Staatsecretaris Wiebes spreekt over totaal zes miljard euro die via belastingvoordelen zijn ingezet om het Nederlandse wagenpark van leaserijders zuiniger te maken. Als je het interview daarover met hem leest, kan je de indruk krijgen dat al dat geld naar rijders van elektrische auto’s is gegaan. Dat is niet het geval.
In het rapport “Maak elektrisch rijden groot” wordt vastgesteld dat in 2014 maar liefst driekwart van het belastingvoordeel ging naar rijders van benzine- en dieselauto’s. Van de genoemde 6 miljard is naar alle waarschijnlijkheid dus 4,5 miljard gegaan naar (overigens zuiniger) diesel- en benzineauto’s.
Doorbraak elektrisch rijden in Nederland
Helaas zijn nog niet alle elektrische auto’s geschikt voor lange afstanden. De plug-in’s hybrides zijn een oplossing voor de beperkte actieradius van elektrische auto’s. Door de spectaculaire groei van het aantal (plug-in) elektrische auto’s is er in Nederland een groeiend netwerk van openbare laadpalen, plus een netwerk van snelladers, tot stand gekomen. Daarnaast hebben ze gezorgd voor een bloeiende innovatieve industrie. Elektrisch rijden versterkt de Nederlandse economie met groene groei, innovatie en banen. Wereldwijd zijn Nederlandse bedrijven marktleider in laadinfrastructuur, smart grids en dienstverlening.[1] Hierdoor is de weg geplaveid voor de doorbraak van (volledig) elektrische auto’s in Nederland. Onderzoek toont aan dat veel PHEV-automobilisten (91 procent) verwachten dat hun volgende auto wederom elektrisch wordt. E-rijders zijn erg tevreden: meer dan 94 procent raadt vrienden aan om ook elektrisch te gaan rijden.
Belastingvoordeel elektrisch rijden blijft nodig
Het blijven stimuleren van elektrisch rijden is slim, noodzakelijk en haalbaar. Slim, omdat de accu’s van elektrische auto’s bijdragen aan opslagcapaciteit voor duurzaam opgewekte energie, waardoor we verschillen tussen vraag en aanbod kunnen opvangen. Noodzakelijk omdat elektrisch rijden vele malen efficiënter, schoner en stiller is dan rijden op fossiele brandstof. Elektrisch rijden is noodzakelijk om de milieudoelen, bijvoorbeeld vastgelegd in het klimaatakkoord van Parijs, te halen. Haalbaar, want elektrische auto’s worden steeds goedkoper en beter. De verwachting is dat na 2020 de totale kosten vergelijkbaar zijn met een fossiele auto. En door de grotere actieradius (straks meer dan 300 km) zijn ze in de nabije toekomst voor alle consumenten en een groot deel van de vrachtsector geschikt.
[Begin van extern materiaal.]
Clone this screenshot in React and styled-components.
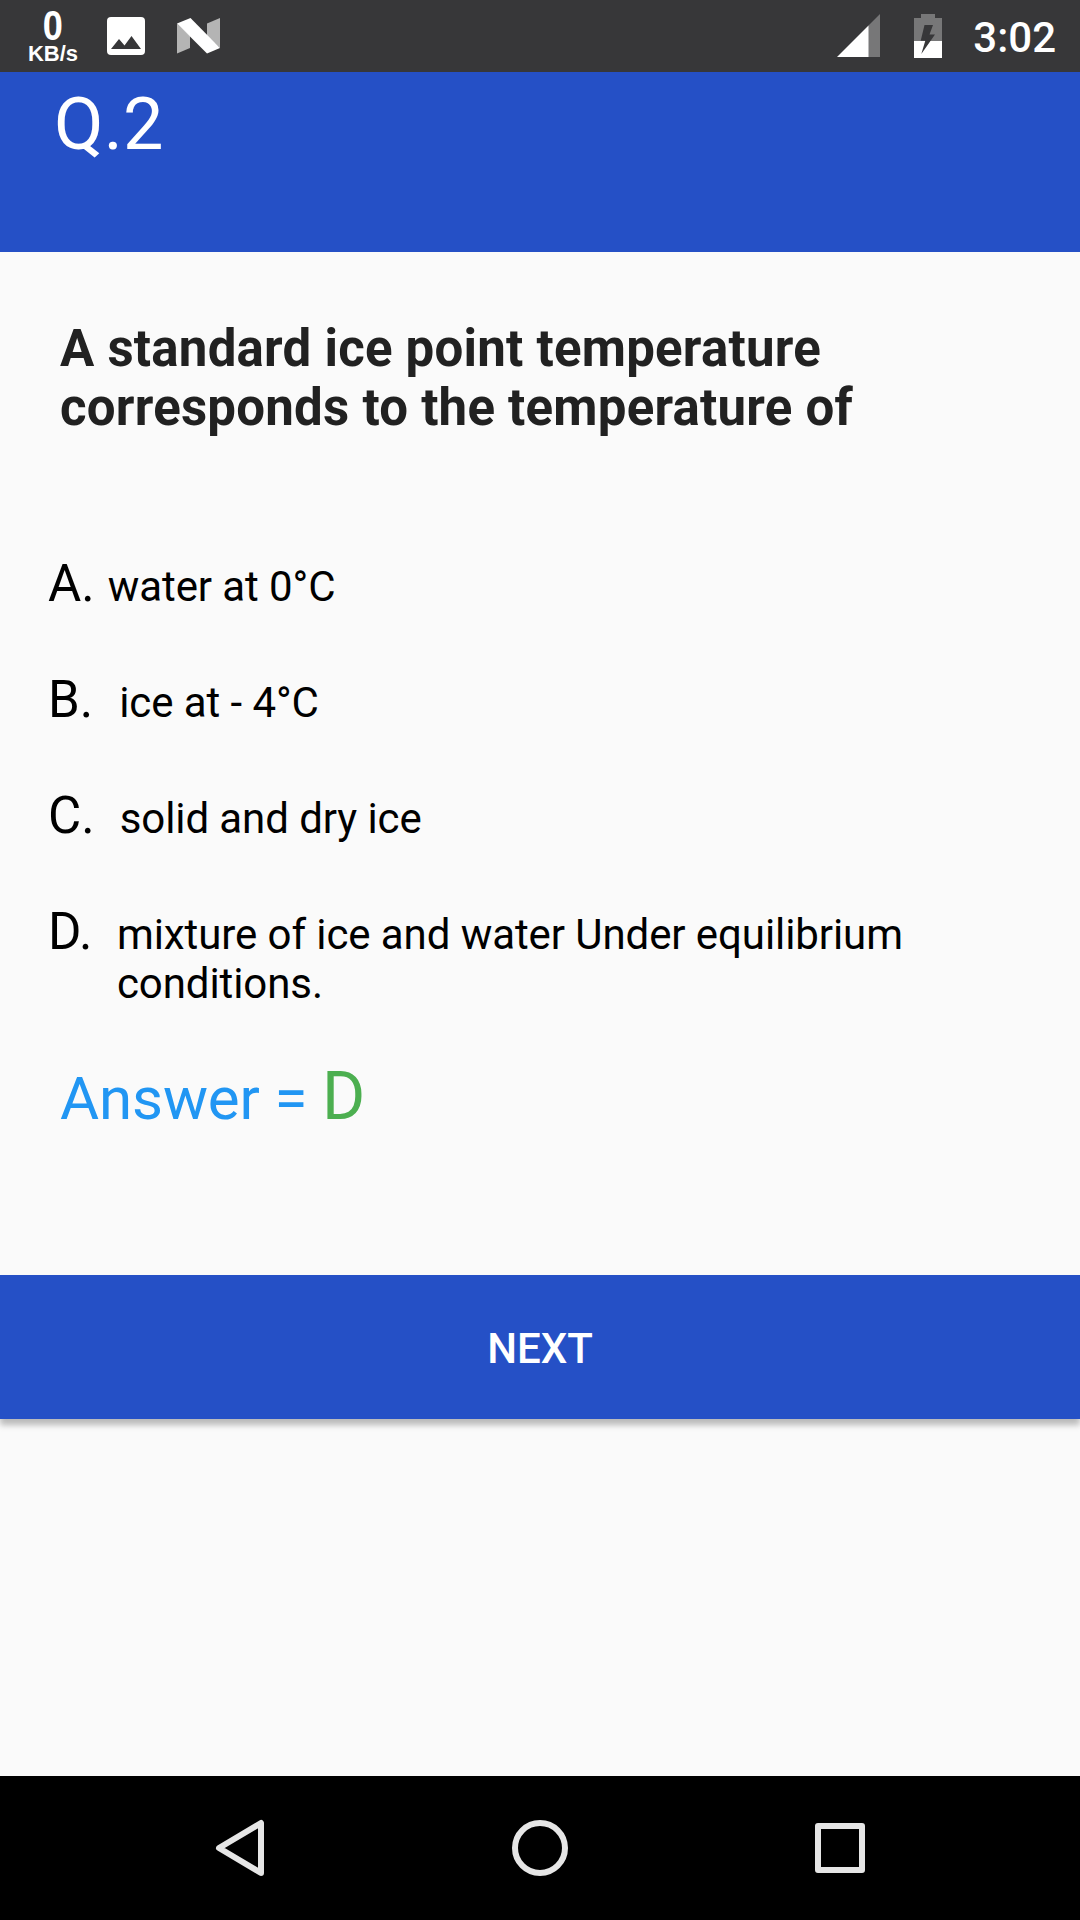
import styled, { createGlobalStyle } from 'styled-components';

const GlobalStyle = createGlobalStyle`
  * {
    box-sizing: border-box;
  }

  body {
    margin: 0;
    font-family: Roboto, 'Liberation Sans', sans-serif;
    background-color: #fafafa;
  }
`;

const Screen = styled.div`
  display: flex;
  flex-direction: column;
  width: 1080px;
  height: 1920px;
  background-color: #fafafa;
`;

const StatusBar = styled.div`
  display: flex;
  justify-content: space-between;
  height: 72px;
  padding: 0 24px 0 28px;
  background-color: #373739;
  color: #fff;
`;

const StatusGroup = styled.div`
  display: flex;
  align-items: flex-start;
`;

const NetSpeed = styled.div`
  display: flex;
  flex-direction: column;
  align-items: center;
  width: 50px;
  padding-top: 8px;
  font-family: 'Liberation Sans', Arial, sans-serif;
  font-weight: 700;
`;

const SpeedValue = styled.span`
  font-size: 42px;
  line-height: 36px;
  transform: scaleX(0.86);
`;

const SpeedUnit = styled.span`
  font-size: 22px;
  line-height: 20px;
`;

const StatusIcon = styled.svg`
  display: block;
  flex: none;
  margin-left: ${({ $space }) => $space}px;
`;

const Clock = styled.span`
  margin-left: 31px;
  font-size: 42px;
  font-weight: 500;
  line-height: 75px;
`;

const Header = styled.header`
  height: 180px;
  padding: 11px 54px 0;
  background-color: #2550c6;
`;

const HeaderTitle = styled.h1`
  margin: 0;
  font-size: 72px;
  font-weight: 400;
  line-height: 84px;
  letter-spacing: 0.3px;
  color: #fff;
`;

const Main = styled.main`
  flex: 1;
  padding-top: 67px;
`;

const Question = styled.h2`
  width: 900px;
  margin: 0 0 117px 60px;
  font-size: 51px;
  font-weight: 700;
  line-height: 59px;
  letter-spacing: 0.23px;
  color: #212121;
`;

const Options = styled.div`
  display: flex;
  flex-direction: column;
  gap: 56px;
  padding-left: 48px;
  color: #000;
`;

const Option = styled.div`
  display: flex;
  align-items: baseline;
  gap: ${({ $gap }) => $gap}px;
`;

const OptionLetter = styled.span`
  font-size: 51px;
  line-height: 60px;
`;

const OptionText = styled.span`
  width: 800px;
  font-size: 42px;
  line-height: 49px;
  letter-spacing: -0.08px;
`;

const Answer = styled.p`
  margin: 50px 0 137px 60px;
  font-size: 60px;
  line-height: 78px;
  letter-spacing: -0.12px;
  color: #2196f3;
`;

const AnswerLetter = styled.span`
  font-size: 66px;
  color: #4caf50;
`;

const NextButton = styled.button`
  display: block;
  width: 100%;
  height: 144px;
  padding: 3px 0 0;
  border: none;
  background-color: #2550c6;
  box-shadow: 0 6px 6px rgba(0, 0, 0, 0.26);
  color: #fff;
  font-family: inherit;
  font-size: 42px;
  font-weight: 500;
`;

const NavBar = styled.nav`
  display: flex;
  justify-content: center;
  align-items: center;
  gap: 228px;
  height: 144px;
  background-color: #000;
`;

const NavIcon = styled.svg`
  display: block;
  fill: none;
  stroke: #e6e6e6;
  stroke-width: 6;
  stroke-linejoin: round;
`;

const options = [
  { letter: 'A.', text: 'water at 0°C', gap: 13 },
  { letter: 'B.', text: 'ice at - 4°C', gap: 26 },
  { letter: 'C.', text: 'solid and dry ice', gap: 25 },
  {
    letter: 'D.',
    text: 'mixture of ice and water Under equilibrium conditions.',
    gap: 24.5,
  },
];

function PictureIcon() {
  return (
    <StatusIcon $space={29} width="38" height="72" viewBox="0 0 38 72">
      <rect y="17" width="38" height="38" rx="4" fill="#fff" />
      <path d="M4 49l8-10 5.500 6.500 7-9.500 9.500 13z" fill="#373739" />
    </StatusIcon>
  );
}

function NougatIcon() {
  return (
    <StatusIcon $space={32} width="43" height="72" viewBox="0 0 43 72">
      <path d="M0 23.500L13 36v12L0 53.500z" fill="#b4b4b4" />
      <path d="M30 23.500L43 18v30L30 36z" fill="#b4b4b4" />
      <path d="M0 23.500L13.500 18 43 48l-13 5.500z" fill="#fff" />
    </StatusIcon>
  );
}

function SignalIcon() {
  return (
    <StatusIcon $space={0} width="43" height="72" viewBox="0 0 43 72">
      <path d="M43 14v43H31V26z" fill="#777778" />
      <path d="M0 57l31.500-31.500v31.500z" fill="#fff" />
    </StatusIcon>
  );
}

function BatteryIcon() {
  return (
    <StatusIcon $space={34} width="28" height="72" viewBox="0 0 28 72">
      <path d="M0 18h7v-4h14v4h7v23H0z" fill="#777778" />
      <path d="M0 41h28v17H0z" fill="#fff" />
      <path d="M10.500 25h8.500l-3.500 9.500H21L7.300 54l4-13.200H6.700z" fill="#373739" />
    </StatusIcon>
  );
}

export default function App() {
  return (
    <>
      <GlobalStyle />
      <Screen>
        <StatusBar>
          <StatusGroup>
            <NetSpeed>
              <SpeedValue>0</SpeedValue>
              <SpeedUnit>KB/s</SpeedUnit>
            </NetSpeed>
            <PictureIcon />
            <NougatIcon />
          </StatusGroup>
          <StatusGroup>
            <SignalIcon />
            <BatteryIcon />
            <Clock>3:02</Clock>
          </StatusGroup>
        </StatusBar>

        <Header>
          <HeaderTitle>Q.2</HeaderTitle>
        </Header>

        <Main>
          <Question>
            A standard ice point temperature corresponds to the temperature of
          </Question>
          <Options>
            {options.map(({ letter, text, gap }) => (
              <Option key={letter} $gap={gap}>
                <OptionLetter>{letter}</OptionLetter>
                <OptionText>{text}</OptionText>
              </Option>
            ))}
          </Options>
          <Answer>
            Answer = <AnswerLetter>D</AnswerLetter>
          </Answer>
          <NextButton type="button">NEXT</NextButton>
        </Main>

        <NavBar>
          <NavIcon width="72" height="72" viewBox="0 0 72 72">
            <path d="M15 36L57 11v50z" />
          </NavIcon>
          <NavIcon width="72" height="72" viewBox="0 0 72 72">
            <circle cx="36" cy="36" r="25" />
          </NavIcon>
          <NavIcon width="72" height="72" viewBox="0 0 72 72">
            <rect x="14" y="14" width="44" height="44" />
          </NavIcon>
        </NavBar>
      </Screen>
    </>
  );
}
Tot nu toe golden de belastingvoordelen alleen voor leaserijders. De grootste groep autorijders zijn echter particulieren, met 7,3 miljoen auto’s in Nederland. De grootste milieuwinst (effecten op luchtkwaliteit en klimaat) is te bereiken door deze groep te stimuleren om over te stappen naar elektrisch rijden. Een stimuleringsregeling voor particulieren is daartoe een zeer goede manier. Op verzoek van de Tweede Kamer ligt hiervoor inmiddels een goed onderbouwd en breed gedragen voorstel van het Formule E-team (“Maak elektrisch rijden groot”). Elektrische auto’s zijn bovendien bij uitstek geschikt voor particulieren. Particulieren rijden kortere afstanden dan zakelijke rijders. En ze hebben direct financieel voordeel als ze die ritten elektrisch rijden, omdat ze hun kilometers zelf betalen.
Tot slot: voor het maatschappelijk draagvlak van elektrisch rijden is het cruciaal dat iedereen kan meedoen, juist consumenten. Een breed draagvlak is nodig om de transitie naar elektrisch rijden te versnellen.
[1]Zo heeft ElaadNL een wereldstandaard gezet voor laadpalen, heeft Tesla zijn Europees hoofdkantoor in Nederland geplaatst, realiseert de Nederlandse start-up Proov oplaadsystemen voor elektrische bussen in Londen Glasgow en plaatsen de Nederlandse bedrijven Allego en The New Motion oplaadpalen in Berlijn.